In hind sight, we paid too much. When we told her, we wanted eggs and bacon for breakfast, we thought we were going to get, well a carton of eggs and some bacon. What we got was two already cooked eggs and longisina, which is a cheap Philippine sausage. Cold cooked fried eggs was not what we had in mind when we put our food order in for breakfast. To sum up, we got taken to the cleaners on the food supplies and the tent. However, TJ did turn into a pleasant guide, and we had a good time exploring and playing around the islands the next day. I would recommend snorkeling equipment since the reefs are shallow with plenty of underwater sea life to take notice of. The many caves around the islands are also quite amazing and good fun to explore. Many of the caves you are able to swim into from the Ocean. One cave on Children's Island you can get to by hiking up a hill from the beach, to an opening that allows you to jump into the water below.
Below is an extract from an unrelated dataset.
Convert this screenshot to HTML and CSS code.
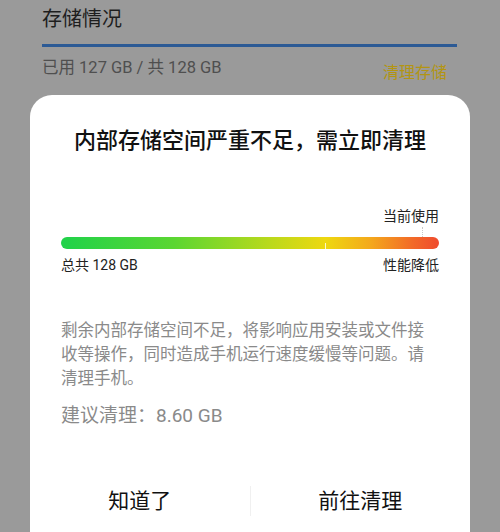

After the jump, you swim outside the cave back to the beach.
End of the Day (Scout Island)
After a day of exploring the islands and having a lunch break on Lion's island, TJ and the boatman "Mags" dropped us off on "Scout island" just before dusk to spend the night. We had the island and beach to ourselves. After lighting a fire we cooked and ate some fish, while sitting back drinking a cold beer watching one of the most amazing sunsets I have had the good fortune to watch. We then went to bed early, listening to the soft sound of the ocean splashing against the beach while we fell asleep.
Sunset on the Beach
In the morning, we threw our cold previously cooked eggs into the fire, made some coffee and finished off what snacks we had left for breakfast. We then packed up the tent and watched the sunrise on the beach while waiting for the boat to pick us up and take us back to Lucap. It was a remarkable little trip, and I hope to return there someday. It would be a great place to take a group of friends and spend a couple of days camping on the beach, taking it all in.